Meadow Club's clubhouse is a grand affair, the only descriptor for which I can find is American. Pardon me for clarifying, but I mean American in a good way. Of course. Anyway without digging myself a bigger hole, it's huge; fits well into the semi-alpine surrounds; and provides a pretty special backdrop to holes 9 and 18.
Jim O'Neal, the Head Pro, met us in the pro shop. What a tremendously nice human being he is. (For you golfers out there, a tidbit of trivia - he and his brother are the lads behind Ballyneal, a 2006 course up in the "mountainous desert" of Colorado, designed by Tom Doak). Jim chatted away for half an hour or so and - despite initially mistaking us for Australians - couldn't have made us feel any more welcome. So thanks Jim, and co.
Standing on the 1st tee I must admit there were a few nerves. After 2 weeks off I wasn't sure which way the ball was going to go (hopefully not backwards), so just closed my eyes and guessed. It went on the fairway, which was very obedient of it. Robert hits a good ball, and delivered a true blow down the middle too (one of several crackers he got away today). Mike lost his ball but improved from there.
The track's definitely got a MacKenzie feel about it - especially when you look at the bunkering (which you can't help but do). Pretty simple design, in that it's not contrived or tricked up. Fairways can be wide, but placement is important and you want to stay away from the bunkers (or even worse, from the bunker lips, which are hairier than Hugh Davies - a good friend of ours that has lots of hair). Greens were slick and undulating but not monstrous. Trees were mature, which makes for a pretty serene setting. Especially when you add into the mixer deer, wild turkeys and soaring hawks. Really it was like playing in Yellowstone National Park.
But I won't bore you with too much golf talk. A video is being put together in due course with some footage, so you'll get to see for yourself. In the meantime below are a couple of snaps that should give you a taste.
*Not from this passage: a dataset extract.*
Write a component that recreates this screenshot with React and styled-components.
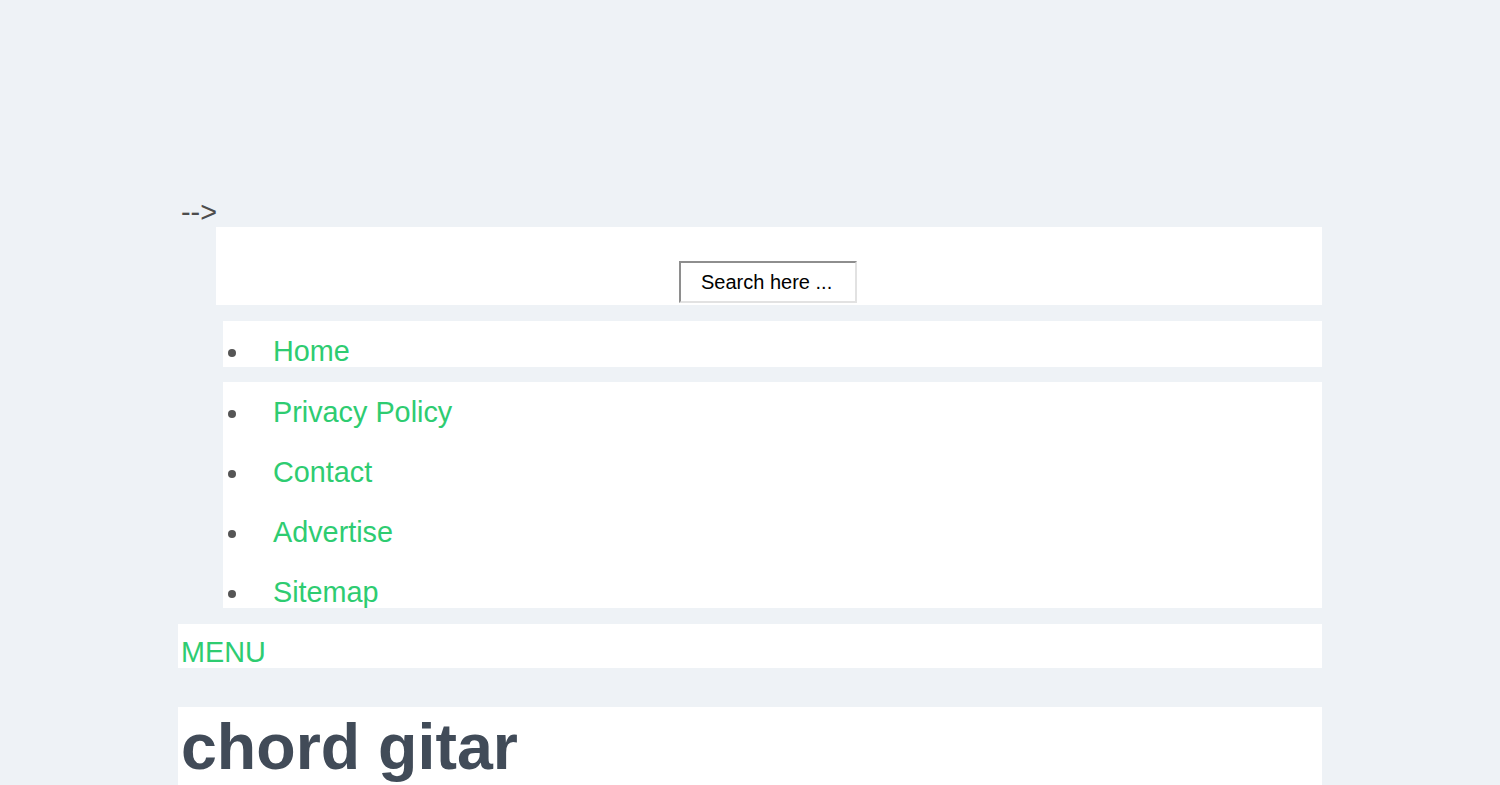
import React from "react";
import styled, { createGlobalStyle } from "styled-components";

const GlobalStyle = createGlobalStyle`
	html, body {
		margin: 0;
		padding: 0;
		background: #eef2f6;
		font-family: "Liberation Sans", Arial, sans-serif;
		font-size: 28.8px;
		color: #4a4a4a;
	}
`;

const Page = styled.div`
	width: 1144px;
	margin: 0 auto;
	padding-top: 197px;
`;

const Stray = styled.div`
	height: 30px;
	line-height: 30px;
	padding-left: 3px;
	color: #4d4d4d;
`;

const Header = styled.header`
	margin-left: 38px;
	height: 78px;
	background: #fff;
	display: flex;
	justify-content: center;
	align-items: flex-end;
	padding-bottom: 2px;
	box-sizing: border-box;
`;

const SearchInput = styled.input`
	width: 178px;
	height: 42px;
	margin-right: 2px;
	box-sizing: border-box;
	border: 2px solid #e2e2e2;
	border-top-color: #8e8e8e;
	border-left-color: #8e8e8e;
	padding: 0 20px;
	font-family: "Liberation Sans", Arial, sans-serif;
	font-size: 20px;
	color: #000;
	background: #fff;
	outline: none;
`;

const Nav = styled.nav`
	margin: 16px 0 0 45px;
`;

const List = styled.ul`
	display: flow-root;
	list-style: none;
	margin: 0 0 15px;
	padding: 0;
	background: #fff;
`;

const Item = styled.li`
	display: flex;
	align-items: center;
	height: 60px;
	line-height: 60px;
	&:last-child {
		margin-bottom: -14px;
	}
	&::before {
		content: "";
		width: 8px;
		height: 8px;
		border-radius: 50%;
		background: #555;
		margin: 3px 37px 0 5px;
	}
`;

const Link = styled.a`
	color: #2ecc71;
	text-decoration: none;
`;

const MenuBar = styled.div`
	margin-top: 16px;
	height: 44px;
	line-height: 57px;
	padding-left: 3px;
	background: #fff;
	color: #2ecc71;
`;

const TitleBox = styled.div`
	margin-top: 39px;
	background: #fff;
	padding: 3px 3px 20px;
`;

const Title = styled.h1`
	margin: 0;
	font-size: 64.5px;
	line-height: 1.15;
	font-weight: bold;
	color: #414b58;
`;

const navGroups = [["Home"], ["Privacy Policy", "Contact", "Advertise", "Sitemap"]];

export default function App() {
	return (
		<>
			<GlobalStyle />
			<Page>
				<Stray>--&gt;</Stray>
				<Header>
					<SearchInput defaultValue="Search here ..." />
				</Header>
				<Nav>
					{navGroups.map((group, i) => (
						<List key={i}>
							{group.map((label) => (
								<Item key={label}>
									<Link href="#">{label}</Link>
								</Item>
							))}
						</List>
					))}
				</Nav>
				<MenuBar>MENU</MenuBar>
				<TitleBox>
					<Title>chord gitar</Title>
				</TitleBox>
			</Page>
		</>
	);
}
4th green in the foreground; 5th in the background
Pretty tight tee shot on number 6
9, a very strong par 4 (at 464 yards), which happened to play into a slight breeze today
14 - a 200 yard par 3 that's all carry
17 - stroke 2; tight; and the site of my 2nd birdie
Robert and me with 17 green behind us
18 green - a wonderful finish
The rest of the day, apres golf, has been spent arduously in search of...a car. Obviously this is something we need in order to get ourselves from here to New York in 62 days (via Dallas, New Orleans, Florida, and the rest). I should say, a reliable car. Many emails have been sent and phonecalls made - and we even test drove a huge Dodge Ram Van that a few French students are trying to pawn off before they go home next week after finals - but at this point we're still carless. Not careless; carless.
Robert was very tolerant in allowing us to perch at his dining room table for said 5 hours, pending the arrival of Dan (who dropped us up at San Raf in the morning) to pick us up and return us to Berkeley. I'm as confused as you are. Anyway thanks Robert for your tolerance; as I said, having 2 mad Kiwis camped out in your living room for an entire Tuesday afternoon trying to buy a car is probably not something that happens every week. When we get the car, we'll take you for a spin (I hope we get the Dodge, you'd like it).
This being Berkeley we went out for some vegan / vegetarian / happy dinner, at a place called Chick-pea-o's. Good value and we've single handedly saved the planet. Or a poor cow. How Berkeley.
Rito emails must be sent and other things arranged, so This Is The End, as Jim Morrison said.